A Numerical Approach to Predict the Flexural Response of Simply Supported Nonhomogeneous and Non-Slender Graded Beams

Baya Allala; Abdelmadjid Si - Salem; Souad Ait - Taleb; Fatma Kheloui - Taouche; Soraya Ferhat

doi:10.55549/epstem.1602773

Authors

Baya Allala Author
Abdelmadjid Si - Salem Author
Souad Ait - Taleb Author
Fatma Kheloui - Taouche Author
Soraya Ferhat Author

DOI:

https://doi.org/10.55549/epstem.1602773

Keywords:

Non-slender beams, Functionally graded materials, Three-point bending, Finite element approach, Mechanical properties.

Abstract

In recent years, one promising avenue to optimize material design is the development of functionally graded materials (FGMs), which represent a new generation of composites with tailored mechanical properties.
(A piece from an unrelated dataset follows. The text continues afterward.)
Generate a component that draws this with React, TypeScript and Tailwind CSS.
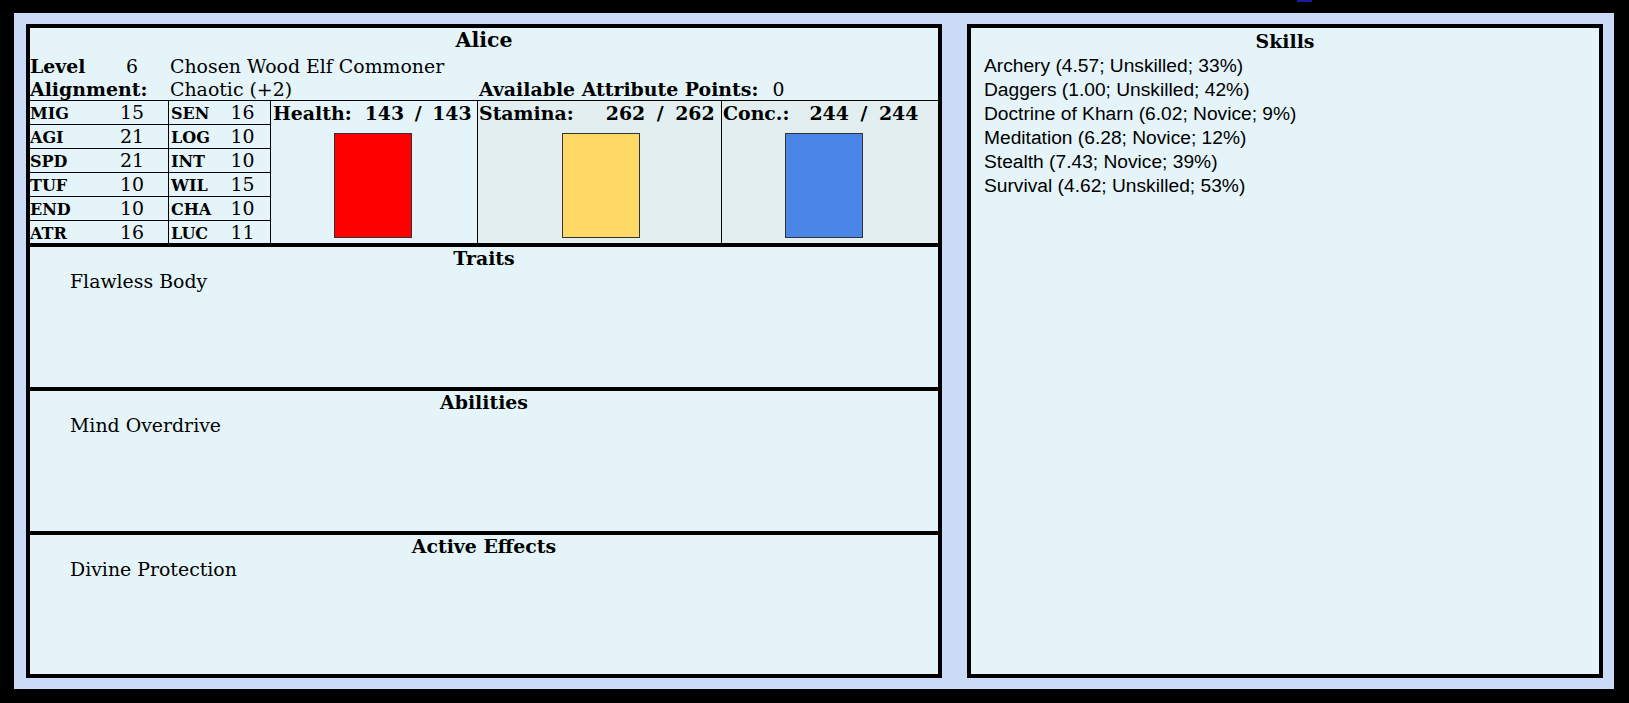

These properties vary continuously according to a function-law, allowing FGMs to mitigate issues like interfacial debonding and stress concentration. Accordingly, this study focuses on simulating the mechanical behavior of simply supported FGM non-slender beams under bending using finite element modeling (FEM). The numerical procedure and the loading setup as well as the implementation the power-law function which governs the stiffness distribution of the used metal and ceramic materials are explicitly presented. In addition, an optimal mesh size is determined for the modeled FGM beams. The numerical results show the effect of material exponent index and beam span ration on displacements and stresses distributions. The validated FEM-tool developed in this work provides a reliable means for estimating the elastic flexural response of non-slender graded beams under bending.